Of her deportation and arrival back in Britain last night, Sky News reported:
“Touching down at Heathrow overnight, the far-right commentator said ‘it’s nice not to wear a mask again’ before stepping into black Mercedes and being driven away.”
“In a now-deleted post on Instagram, which is one of the only social media platforms Hopkins has not been banned from, she wrote: ‘You may ‘deport’ the Hopkins. But you cannot silence the truth. We will fight to TAKE BACK our freedoms.’”

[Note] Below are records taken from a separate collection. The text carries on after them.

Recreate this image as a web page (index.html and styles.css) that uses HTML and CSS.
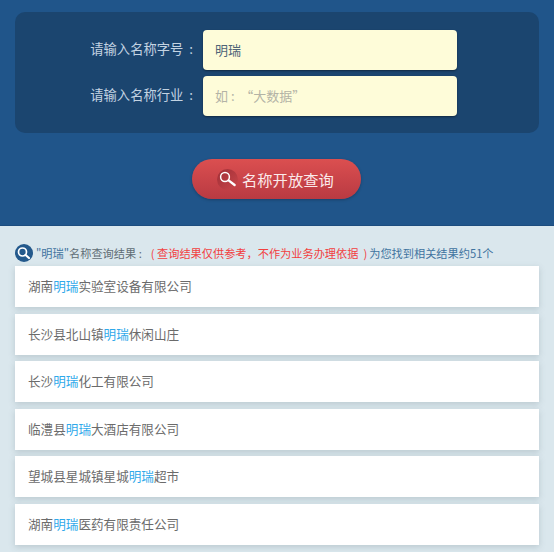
FILE: index.html
```html
<!DOCTYPE html>
<html lang="zh-CN">
<head>
  <meta charset="UTF-8" />
  <meta name="viewport" content="width=device-width, initial-scale=1.0"/>
  <title>名称开放查询</title>
  <link rel="stylesheet" href="styles.css">
</head>
<body>
  <div class="search">
    <div class="panel">
      <div class="form-row">
        <label>请输入名称字号&nbsp; :</label>
        <input type="text" value="明瑞">
      </div>
      <div class="form-row">
        <label>请输入名称行业&nbsp; :</label>
        <input type="text" placeholder="如 :&nbsp;&nbsp;“大数据”">
      </div>
    </div>
    <button class="query-btn">
      <span class="btn-icon">
        <svg width="18" height="18" viewBox="0 0 18 18">
          <circle cx="6" cy="7" r="4.4" fill="none" stroke="#fff" stroke-width="1.5"/>
          <path d="M9.6 10.4L15.6 15" stroke="#fff" stroke-width="2.4" stroke-linecap="round"/>
        </svg>
      </span>
      名称开放查询
    </button>
  </div>

  <div class="results">
    <div class="summary">
      <span class="summary-icon">
        <svg width="18" height="18" viewBox="0 0 18 18">
          <circle cx="7.5" cy="8" r="4" fill="none" stroke="#fff" stroke-width="1.7"/>
          <path d="M10.6 11L14 14" stroke="#fff" stroke-width="2.2" stroke-linecap="round"/>
        </svg>
      </span>
      <span class="blue">"明瑞"</span><span class="title">名称查询结果 :</span><span class="red">( 查询结果仅供参考，不作为业务办理依据&nbsp; )</span><span class="blue">为您找到相关结果约51个</span>
    </div>
    <ul class="result-list">
      <li>湖南<em>明瑞</em>实验室设备有限公司</li>
      <li>长沙县北山镇<em>明瑞</em>休闲山庄</li>
      <li>长沙<em>明瑞</em>化工有限公司</li>
      <li>临澧县<em>明瑞</em>大酒店有限公司</li>
      <li>望城县星城镇星城<em>明瑞</em>超市</li>
      <li>湖南<em>明瑞</em>医药有限责任公司</li>
    </ul>
  </div>
</body>
</html>
```

FILE: styles.css
```css
* { box-sizing: border-box; }
html, body { height: 100%; }
body { margin: 0; overflow: hidden; background: #dae7ed; font-family: "Noto Sans CJK SC", "Liberation Sans", sans-serif; }

.search { height: 226px; padding: 12px 15px 0; background: #20558a; border-bottom: 1px solid #1c4c7e; }
.panel { height: 121px; padding-top: 18px; background: #1b456f; border-radius: 10px; }
.form-row { display: flex; align-items: center; height: 40px; margin-bottom: 6px; }
.form-row label { width: 178px; margin-right: 10px; padding-bottom: 4px; text-align: right; font-size: 13.3px; color: #c3d3e2; white-space: nowrap; }
.form-row input { width: 254px; height: 40px; margin: 0; padding: 0 12px 2px; border: 0; border-radius: 4px; background: #fefcd9; box-shadow: 0 1px 2px rgba(0, 0, 0, 0.4); font: 13px "Noto Sans CJK SC", sans-serif; color: #4f6478; outline: none; }
.form-row input::placeholder { color: #b3b3a6; opacity: 1; }

.query-btn { display: flex; align-items: center; width: 169px; height: 40px; margin: 26px 0 0 177px; padding: 0 0 0 25px; border: 0; border-radius: 20px; background: linear-gradient(#db4f50, #b93a42); box-shadow: 0 1px 3px rgba(0, 0, 0, 0.25); font: 15.3px "Noto Sans CJK SC", sans-serif; color: #fbeaea; }
.btn-icon { display: flex; align-items: center; justify-content: center; width: 21px; height: 21px; margin-right: 4px; border-radius: 50%; background: linear-gradient(135deg, #a02f37, #c9464a); }

.results { padding: 17px 15px 0; }
.summary { display: flex; align-items: center; height: 20px; margin-bottom: 3px; font-size: 11.2px; white-space: nowrap; color: #5f6d75; }
.summary-icon { display: flex; align-items: center; justify-content: center; width: 18px; height: 18px; margin-right: 3px; border-radius: 50%; background: #23598c; }
.title { margin-right: 9px; }
.blue { color: #3f739f; }
.red { margin-right: 2px; color: #f2403f; }

.result-list { margin: 0; padding: 0; list-style: none; }
.result-list li { height: 41px; margin-bottom: 6.6px; padding-left: 13px; line-height: 40px; font-size: 12.6px; color: #6b6b6b; background: #fff; box-shadow: 0 2px 6px rgba(90, 110, 120, 0.25); }
.result-list em { font-style: normal; color: #2fa9ea; }
```
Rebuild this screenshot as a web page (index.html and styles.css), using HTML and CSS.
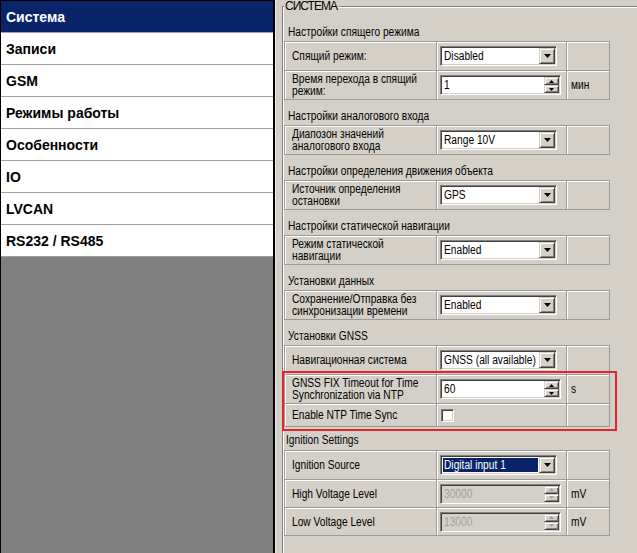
FILE: index.html
```html
<!DOCTYPE html>
<html>
<head>
<meta charset="utf-8">
<link rel="stylesheet" href="styles.css">
</head>
<body>
<div class="app">
  <nav class="nav">
    <ul class="nav-list">
      <li class="nav-item selected">Система</li>
      <li class="nav-item">Записи</li>
      <li class="nav-item">GSM</li>
      <li class="nav-item">Режимы работы</li>
      <li class="nav-item">Особенности</li>
      <li class="nav-item">IO</li>
      <li class="nav-item">LVCAN</li>
      <li class="nav-item">RS232 / RS485</li>
    </ul>
  </nav>
  <div class="splitter"></div>
  <main class="main">
    <fieldset class="group">
      <legend class="group-title">СИСТЕМА</legend>

      <section class="sect">
        <div class="sect-title"><span class="t">Настройки спящего режима</span></div>
        <div class="grid">
          <div class="cell label"><span class="t">Спящий режим:</span></div>
          <div class="cell ctl">
            <div class="combo"><span class="val"><span class="t">Disabled</span></span><span class="btn"><svg width="7" height="4" viewBox="0 0 7 4"><polygon points="0,0 7,0 3.5,4" fill="#000"/></svg></span></div>
          </div>
          <div class="cell unit"></div>
          <div class="cell label"><span class="t2">Время перехода в спящий режим:</span></div>
          <div class="cell ctl">
            <div class="spin"><span class="val"><span class="t">1</span></span><span class="spin-btns"><span class="sbtn"><svg width="5" height="3" viewBox="0 0 5 3"><polygon points="2.5,0 5,3 0,3" fill="#000"/></svg></span><span class="sbtn"><svg width="5" height="3" viewBox="0 0 5 3"><polygon points="0,0 5,0 2.5,3" fill="#000"/></svg></span></span></div>
          </div>
          <div class="cell unit"><span class="t">мин</span></div>
        </div>
      </section>

      <section class="sect">
        <div class="sect-title"><span class="t">Настройки аналогового входа</span></div>
        <div class="grid">
          <div class="cell label"><span class="t2">Диапозон значений аналогового входа</span></div>
          <div class="cell ctl">
            <div class="combo"><span class="val"><span class="t">Range 10V</span></span><span class="btn"><svg width="7" height="4" viewBox="0 0 7 4"><polygon points="0,0 7,0 3.5,4" fill="#000"/></svg></span></div>
          </div>
          <div class="cell unit"></div>
        </div>
      </section>

      <section class="sect">
        <div class="sect-title"><span class="t">Настройки определения движения объекта</span></div>
        <div class="grid">
          <div class="cell label"><span class="t2">Источник определения остановки</span></div>
          <div class="cell ctl">
            <div class="combo"><span class="val"><span class="t">GPS</span></span><span class="btn"><svg width="7" height="4" viewBox="0 0 7 4"><polygon points="0,0 7,0 3.5,4" fill="#000"/></svg></span></div>
          </div>
          <div class="cell unit"></div>
        </div>
      </section>

      <section class="sect">
        <div class="sect-title"><span class="t">Настройки статической навигации</span></div>
        <div class="grid">
          <div class="cell label"><span class="t2">Режим статической навигации</span></div>
          <div class="cell ctl">
            <div class="combo"><span class="val"><span class="t">Enabled</span></span><span class="btn"><svg width="7" height="4" viewBox="0 0 7 4"><polygon points="0,0 7,0 3.5,4" fill="#000"/></svg></span></div>
          </div>
          <div class="cell unit"></div>
        </div>
      </section>

      <section class="sect">
        <div class="sect-title"><span class="t">Установки данных</span></div>
        <div class="grid">
          <div class="cell label"><span class="t2">Сохранение/Отправка без синхронизации времени</span></div>
          <div class="cell ctl">
            <div class="combo"><span class="val"><span class="t">Enabled</span></span><span class="btn"><svg width="7" height="4" viewBox="0 0 7 4"><polygon points="0,0 7,0 3.5,4" fill="#000"/></svg></span></div>
          </div>
          <div class="cell unit"></div>
        </div>
      </section>

      <section class="sect sect-gnss">
        <div class="sect-title"><span class="t">Установки GNSS</span></div>
        <div class="grid grid-gnss">
          <div class="cell label"><span class="t">Навигационная система</span></div>
          <div class="cell ctl">
            <div class="combo"><span class="val"><span class="t">GNSS (all available)</span></span><span class="btn"><svg width="7" height="4" viewBox="0 0 7 4"><polygon points="0,0 7,0 3.5,4" fill="#000"/></svg></span></div>
          </div>
          <div class="cell unit"></div>
          <div class="cell label"><span class="t2">GNSS FIX Timeout for Time Synchronization via NTP</span></div>
          <div class="cell ctl">
            <div class="spin"><span class="val"><span class="t">60</span></span><span class="spin-btns"><span class="sbtn"><svg width="5" height="3" viewBox="0 0 5 3"><polygon points="2.5,0 5,3 0,3" fill="#000"/></svg></span><span class="sbtn"><svg width="5" height="3" viewBox="0 0 5 3"><polygon points="0,0 5,0 2.5,3" fill="#000"/></svg></span></span></div>
          </div>
          <div class="cell unit"><span class="t">s</span></div>
          <div class="cell label"><span class="t">Enable NTP Time Sync</span></div>
          <div class="cell ctl"><span class="check"></span></div>
          <div class="cell unit"></div>
        </div>
        <div class="highlight"></div>
      </section>

      <section class="sect sect-ign">
        <div class="sect-title"><span class="t">Ignition Settings</span></div>
        <div class="grid grid-ign">
          <div class="cell label"><span class="t">Ignition Source</span></div>
          <div class="cell ctl">
            <div class="combo"><span class="val sel"><span class="t">Digital input 1</span></span><span class="btn"><svg width="7" height="4" viewBox="0 0 7 4"><polygon points="0,0 7,0 3.5,4" fill="#000"/></svg></span></div>
          </div>
          <div class="cell unit"></div>
          <div class="cell label"><span class="t">High Voltage Level</span></div>
          <div class="cell ctl">
            <div class="spin disabled"><span class="val"><span class="t">30000</span></span><span class="spin-btns"><span class="sbtn"><svg width="5" height="3" viewBox="0 0 5 3"><polygon points="2.5,0 5,3 0,3" fill="#a0a0a0"/></svg></span><span class="sbtn"><svg width="5" height="3" viewBox="0 0 5 3"><polygon points="0,0 5,0 2.5,3" fill="#a0a0a0"/></svg></span></span></div>
          </div>
          <div class="cell unit"><span class="t">mV</span></div>
          <div class="cell label"><span class="t">Low Voltage Level</span></div>
          <div class="cell ctl">
            <div class="spin disabled"><span class="val"><span class="t">13000</span></span><span class="spin-btns"><span class="sbtn"><svg width="5" height="3" viewBox="0 0 5 3"><polygon points="2.5,0 5,3 0,3" fill="#a0a0a0"/></svg></span><span class="sbtn"><svg width="5" height="3" viewBox="0 0 5 3"><polygon points="0,0 5,0 2.5,3" fill="#a0a0a0"/></svg></span></span></div>
          </div>
          <div class="cell unit"><span class="t">mV</span></div>
        </div>
      </section>
    </fieldset>
  </main>
</div>
</body>
</html>
```

FILE: styles.css
```css
* { box-sizing: border-box; }
html, body { margin: 0; padding: 0; }
body {
  width: 637px;
  height: 553px;
  overflow: hidden;
  background: #d4d0c8;
  font-family: "Liberation Sans", Arial, sans-serif;
  font-size: 12px;
  color: #000;
}
.app { display: flex; height: 553px; }

.nav {
  width: 275px;
  flex: none;
  background: #808080;
  border-left: 1px solid #000;
  border-right: 2px solid #000;
  border-top: 1px solid #000;
}
.nav-list { list-style: none; margin: 0; padding: 0; }
.nav-item {
  height: 32px;
  line-height: 33px;
  border-bottom: 1px solid #a0a0a0;
  background: #fff;
  padding-left: 5px;
  font-weight: bold;
  font-size: 14px;
  white-space: nowrap;
}
.nav-item.selected { background: #0a246a; color: #fff; }

.splitter { width: 1px; flex: none; background: #eeece6; }

.main { flex: 1; overflow: hidden; padding-left: 6px; }

.group {
  margin: 0;
  width: 380px;
  height: 620px;
  border: 1px solid #808080;
  box-shadow: inset 1px 1px 0 #fff;
  padding: 3px 0 0 1px;
  min-width: 0;
}
.group-title {
  padding: 0 2px 0 1px;
  line-height: 13px;
  font-size: 12px;
  letter-spacing: -1px;
  background: #d4d0c8;
}

/* narrow rendering of the dialog font */
.t {
  display: inline-block;
  flex: none;
  white-space: nowrap;
  transform: scaleX(0.85);
  transform-origin: 0 50%;
}
.t2 {
  display: block;
  flex: none;
  width: 160px;
  transform: scaleX(0.85);
  transform-origin: 0 50%;
}

.sect { margin-top: 8px; position: relative; }
.sect-title { height: 17px; line-height: 17px; padding-left: 4px; white-space: nowrap; }

.grid {
  display: grid;
  grid-template-columns: 152px 130px 43px;
  grid-auto-rows: 29px;
  width: fit-content;
  border-top: 1px solid #9a9a9a;
  border-left: 1px solid #9a9a9a;
}
.grid-gnss { grid-template-rows: 29px 29px 23px; }
.grid-ign { grid-template-rows: 29px 28px 28px; }

.cell {
  border-right: 1px solid #9a9a9a;
  border-bottom: 1px solid #9a9a9a;
  box-shadow: inset 1px 1px 0 #fff;
  display: flex;
  align-items: center;
  overflow: hidden;
}
.label { padding-left: 7px; padding-right: 0; line-height: 12px; }
.ctl { padding-left: 3px; }
.unit { padding-left: 4px; }

.combo, .spin {
  height: 20px;
  display: flex;
  align-items: stretch;
  background: #fff;
  border: 1px solid;
  border-color: #808080 #fff #fff #808080;
  box-shadow: inset 1px 1px 0 #404040, inset -1px -1px 0 #d4d0c8;
  padding: 1px;
}
.combo { width: 117px; }
.spin { width: 121px; }
.val {
  flex: 1;
  min-width: 0;
  padding-left: 2px;
  line-height: 16px;
  white-space: nowrap;
  overflow: hidden;
}
.val.sel {
  background: #0a246a;
  color: #fff;
  margin: 1px;
  line-height: 14px;
  padding-left: 1px;
}
.btn, .sbtn {
  flex: none;
  display: flex;
  align-items: center;
  justify-content: center;
  background: #d4d0c8;
  border: 1px solid;
  border-color: #d4d0c8 #404040 #404040 #d4d0c8;
  box-shadow: inset 1px 1px 0 #fff, inset -1px -1px 0 #808080;
}
.btn { width: 16px; }
.btn svg, .sbtn svg { display: block; }
.spin-btns { flex: none; width: 15px; display: flex; flex-direction: column; }
.sbtn { height: 8px; }

.spin.disabled { background: #d4d0c8; }
.spin.disabled .val { color: #a0a0a0; }

.check {
  width: 13px;
  height: 13px;
  margin-left: 1px;
  background: #fff;
  border: 1px solid;
  border-color: #808080 #fff #fff #808080;
  box-shadow: inset 1px 1px 0 #404040, inset -1px -1px 0 #d4d0c8;
}

.highlight {
  position: absolute;
  left: -2px;
  top: 43px;
  width: 335px;
  height: 60px;
  border: 2px solid #e0262a;
  pointer-events: none;
}

.sect-ign { margin-top: 5px; }
.sect-ign .sect-title { height: 18px; line-height: 16px; padding-left: 2px; }
```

Today we join those in Britain saying anything but thanks to the people Australia; we’d rather you’d kept this ketamine taking, money motivated and utterly batshit bonkers woman. Please, anyone, anyone anywhere: Help save the British public from this noxious nuisance and get ‘Hateful Hopkins’ once again out of ‘ere.
On people with dementia:
“Dementia sufferers should not be blocking beds. What is the point of life when you no longer know you are living it?”

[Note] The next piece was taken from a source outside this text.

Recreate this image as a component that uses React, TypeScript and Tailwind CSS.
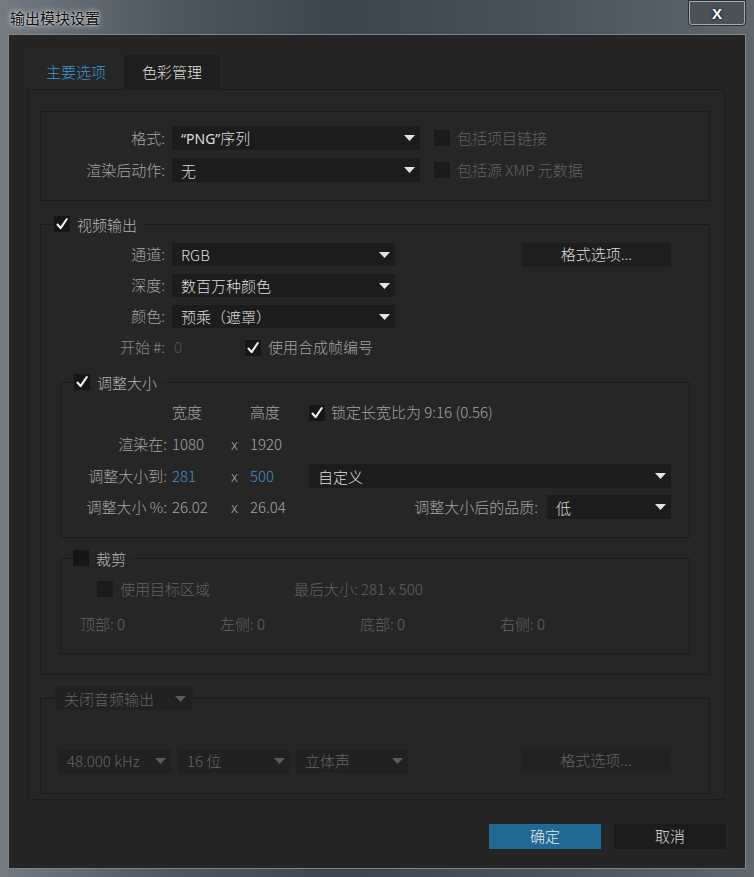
import clsx from "clsx";

const labelText = "text-[#a4a4a4]";
const dimText = "text-[#626262]";

function Arrow({ dim }: { dim?: boolean }) {
  return (
    <svg width="11" height="6" viewBox="0 0 11 6" className="shrink-0">
      <polygon points="0,0 11,0 5.5,6" fill={dim ? "#5c5c5c" : "#e4e4e4"} />
    </svg>
  );
}

function Dropdown({
  value,
  className,
  dim,
}: {
  value: React.ReactNode;
  className: string;
  dim?: boolean;
}) {
  return (
    <div
      className={clsx(
        "flex items-center justify-between pl-[9px] pr-[5px] shrink-0",
        dim ? "bg-[#212121] text-[#646464]" : "bg-[#1c1c1c] text-[#dedede]",
        className
      )}
    >
      <span className="leading-none whitespace-nowrap">{value}</span>
      <Arrow dim={dim} />
    </div>
  );
}

function Checkbox({ checked, dim }: { checked?: boolean; dim?: boolean }) {
  return (
    <div
      className={clsx(
        "w-[16px] h-[16px] shrink-0 flex items-center justify-center",
        dim ? "bg-[#1b1b1b]" : "bg-[#161616]"
      )}
    >
      {checked && (
        <svg width="14" height="14" viewBox="0 0 14 14">
          <path
            d="M2.5 7.5 L5.6 11.2 L11.8 2"
            fill="none"
            stroke="#f2f2f2"
            strokeWidth="2.1"
            strokeLinecap="round"
            strokeLinejoin="round"
          />
        </svg>
      )}
    </div>
  );
}

function Header({
  label,
  checked,
  className,
}: {
  label: string;
  checked?: boolean;
  className: string;
}) {
  return (
    <div
      className={clsx(
        "flex items-center gap-[7px] self-start bg-[#262626] pr-[6px] h-[16px] -mt-[9px]",
        className
      )}
    >
      <Checkbox checked={checked} />
      <span className="leading-none text-[#b4b4b4]">{label}</span>
    </div>
  );
}

export default function App() {
  return (
    <div className="w-[754px] h-[877px] overflow-hidden font-['Noto_Sans_CJK_SC','Noto_Sans',sans-serif] font-light text-[15px] bg-[linear-gradient(90deg,#737b81_0%,#4f585f_22%,#3c454d_45%,#48515a_70%,#5f676d_100%)]">
      {/* title bar */}
      <div className="h-[34px] flex justify-between items-start">
        <div className="pl-[10px] pt-[10px] text-[15px] leading-none font-normal text-[#0e0e0e] [text-shadow:0_0_6px_rgba(255,255,255,0.9),0_0_2px_rgba(255,255,255,0.8)]">
          输出模块设置
        </div>
        <div className="mr-[8px] w-[58px] h-[26px] rounded-b-[4px] border border-[#2a2f33] bg-[#4a5157] flex">
          <div className="flex-1 rounded-b-[3px] border border-[#a6adb2] flex items-center justify-center text-white font-bold text-[15px] leading-none font-['Liberation_Sans',sans-serif] [text-shadow:0_0_3px_#000]">
            X
          </div>
        </div>
      </div>

      {/* dialog body */}
      <div className="mx-[8px] w-[738px] h-[835px] border border-[#7d858b] bg-[#252525] pl-[19px] pt-[20px] flex flex-col">
        {/* tabs */}
        <div className="flex h-[34px]">
          <div className="w-[96px] bg-[#262626] flex items-center justify-center text-[#3b96d3]">
            主要选项
          </div>
          <div className="w-[96px] bg-[#1e1e1e] flex items-center justify-center text-[#dedede]">
            色彩管理
          </div>
        </div>

        {/* tab panel */}
        <div className="w-[697px] h-[711px] border border-[#1c1c1c] bg-[#262626] pl-[11px] pt-[21px] flex flex-col">
          {/* format group */}
          <div className="w-[670px] h-[90px] border border-[#1b1b1b] pt-[14px] flex flex-col gap-[8px]">
            <div className="flex items-center h-[24px]">
              <div className={clsx("w-[124px] text-right", labelText)}>格式:</div>
              <Dropdown
                value={
                  <>
                    <span className="font-['Noto_Sans',sans-serif] font-normal text-[14px]">“PNG”</span>序列
                  </>
                }
                className="ml-[7px] w-[248px] h-[24px]"
              />
              <div className="ml-[14px]">
                <Checkbox dim />
              </div>
              <span className={clsx("ml-[7px]", dimText)}>包括项目链接</span>
            </div>
            <div className="flex items-center h-[24px]">
              <div className={clsx("w-[124px] text-right", labelText)}>渲染后动作:</div>
              <Dropdown value="无" className="ml-[7px] w-[248px] h-[24px]" />
              <div className="ml-[14px]">
                <Checkbox dim />
              </div>
              <span className={clsx("ml-[7px]", dimText)}>包括源 XMP 元数据</span>
            </div>
          </div>

          {/* video output group */}
          <div className="mt-[23px] w-[670px] h-[451px] border border-[#1b1b1b] flex flex-col">
            <Header label="视频输出" checked className="ml-[13px]" />

            <div className="mt-[11px] flex flex-col gap-[8px]">
              <div className="flex items-center h-[23px]">
                <div className={clsx("w-[124px] text-right", labelText)}>通道:</div>
                <Dropdown value="RGB" className="ml-[7px] w-[223px] h-[23px]" />
                <div className="ml-[127px] w-[149px] h-[24px] bg-[#1e1e1e] flex items-center justify-center text-[#dcdcdc]">
                  格式选项...
                </div>
              </div>
              <div className="flex items-center h-[23px]">
                <div className={clsx("w-[124px] text-right", labelText)}>深度:</div>
                <Dropdown value="数百万种颜色" className="ml-[7px] w-[223px] h-[23px]" />
              </div>
              <div className="flex items-center h-[23px]">
                <div className={clsx("w-[124px] text-right", labelText)}>颜色:</div>
                <Dropdown value="预乘（遮罩）" className="ml-[7px] w-[223px] h-[23px]" />
              </div>
              <div className="flex items-center h-[23px]">
                <div className="w-[124px] text-right text-[#8a8a8a]">开始 #:</div>
                <div className="ml-[7px] w-[73px] pl-[2px] text-[#565656]">0</div>
                <Checkbox checked />
                <span className={clsx("ml-[7px]", labelText)}>使用合成帧编号</span>
              </div>
            </div>

            {/* resize group */}
            <div className="mt-[23px] ml-[19px] w-[630px] h-[156px] border border-[#1b1b1b] flex flex-col">
              <Header label="调整大小" checked className="ml-[13px]" />
              <div className="mt-[11px] flex flex-col gap-[8px]">
                <div className="flex items-center h-[23px]">
                  <div className="w-[106px]" />
                  <div className={clsx("ml-[5px] w-[78px]", labelText)}>宽度</div>
                  <div className={clsx("w-[59px]", labelText)}>高度</div>
                  <Checkbox checked />
                  <span className={clsx("ml-[6px]", labelText)}>锁定长宽比为 9:16 (0.56)</span>
                </div>
                <div className="flex items-center h-[23px] mt-[1px]">
                  <div className={clsx("w-[106px] text-right", labelText)}>渲染在:</div>
                  <div className={clsx("ml-[5px] w-[59px]", labelText)}>1080</div>
                  <div className={clsx("w-[19px]", labelText)}>x</div>
                  <div className={clsx("w-[59px]", labelText)}>1920</div>
                </div>
                <div className="flex items-center h-[24px]">
                  <div className={clsx("w-[106px] text-right", labelText)}>调整大小到:</div>
                  <div className="ml-[5px] w-[59px] text-[#3d8fc7]">281</div>
                  <div className={clsx("w-[19px]", labelText)}>x</div>
                  <div className="w-[59px] text-[#3d8fc7]">500</div>
                  <Dropdown value="自定义" className="w-[362px] h-[24px]" />
                </div>
                <div className="flex items-center h-[24px] -mt-[1px]">
                  <div className={clsx("w-[106px] text-right", labelText)}>调整大小 %:</div>
                  <div className={clsx("ml-[5px] w-[59px]", labelText)}>26.02</div>
                  <div className={clsx("w-[19px]", labelText)}>x</div>
                  <div className={clsx("w-[59px]", labelText)}>26.04</div>
                  <div className={clsx("w-[229px] text-right", labelText)}>调整大小后的品质:</div>
                  <Dropdown value="低" className="ml-[9px] w-[124px] h-[24px]" />
                </div>
              </div>
            </div>

            {/* crop group */}
            <div className="mt-[20px] ml-[19px] w-[630px] h-[96px] border border-[#1b1b1b] flex flex-col">
              <Header label="裁剪" className="ml-[12px]" />
              <div className="mt-[15px] flex items-center h-[16px]">
                <div className="ml-[36px]">
                  <Checkbox dim />
                </div>
                <span className={clsx("ml-[7px] w-[174px]", dimText)}>使用目标区域</span>
                <span className={dimText}>最后大小: 281 x 500</span>
              </div>
              <div className="mt-[19px] flex items-center h-[16px] pl-[19px]">
                <div className={clsx("w-[140px]", dimText)}>顶部: 0</div>
                <div className={clsx("w-[140px]", dimText)}>左侧: 0</div>
                <div className={clsx("w-[140px]", dimText)}>底部: 0</div>
                <div className={clsx("w-[140px]", dimText)}>右侧: 0</div>
              </div>
            </div>
          </div>

          {/* audio group */}
          <div className="mt-[23px] w-[670px] h-[96px] border border-[#1b1b1b] flex flex-col">
            <div className="ml-[14px] -mt-[12px] self-start">
              <Dropdown value="关闭音频输出" dim className="w-[138px] h-[23px] pr-[7px]" />
            </div>
            <div className="mt-[38px] ml-[17px] flex items-center">
              <Dropdown value="48.000 kHz" dim className="w-[113px] h-[24px]" />
              <Dropdown value="16 位" dim className="ml-[7px] w-[112px] h-[24px]" />
              <Dropdown value="立体声" dim className="ml-[6px] w-[112px] h-[24px]" />
              <div className="ml-[113px] w-[150px] h-[25px] bg-[#222222] flex items-center justify-center text-[#626262]">
                格式选项...
              </div>
            </div>
          </div>
        </div>

        {/* buttons */}
        <div className="mt-[24px] flex justify-end gap-[13px] pr-[19px]">
          <div className="w-[112px] h-[25px] bg-[#1f6993] flex items-center justify-center text-[#e8e8e8]">
            确定
          </div>
          <div className="w-[112px] h-[25px] bg-[#1c1c1c] flex items-center justify-center text-[#dcdcdc]">
            取消
          </div>
        </div>
      </div>
    </div>
  );
}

“Ramadan typically brings a spike in violence in Middle East. I get grumpy when I don’t eat – but I don’t blow things up. Religion of peace?”
On ginger haired children:
“Ginger babies. Like a baby. Just so much harder to love.”
On ‘Highgella’ Nigella Lawson:
“A self-confessed drug-taker, spendthrift, and a self-obsessed flirt determined to show other women they were imperfect.”
On tourists stranded in Egypt after the bombing of a Russian airplane:
“I think if you are going to take your children out from school, which is ridiculous in itself, stick them in a destination that is dangerous, don’t be complaining on my television that you’ve been delayed at the airport, don’t be complaining that you don’t have any information, and don’t be coming back acting like you are a refugee from a war-torn country.”
On Jewish politician Ed Miliband’s wife:
“Pollsters say Justine [Miliband] is the least popular of the party wives. He might stick her head in the oven and turn on the gas.”
“Make no mistake, these migrants are like cockroaches. They might look a bit ‘Bob Geldof’s Ethiopia circa 1984,’ but they are built to survive a nuclear bomb. They are survivors.”
“I don’t really like fat people… Would I employ you if you were obese? No, I would not… If you are obese, you look lazy.”
On suicidal prisoners:
“They should just kill themselves.”
On the Grenfell Tower tragedy:
“The biggest victims of Grenfell are the taxpayer.”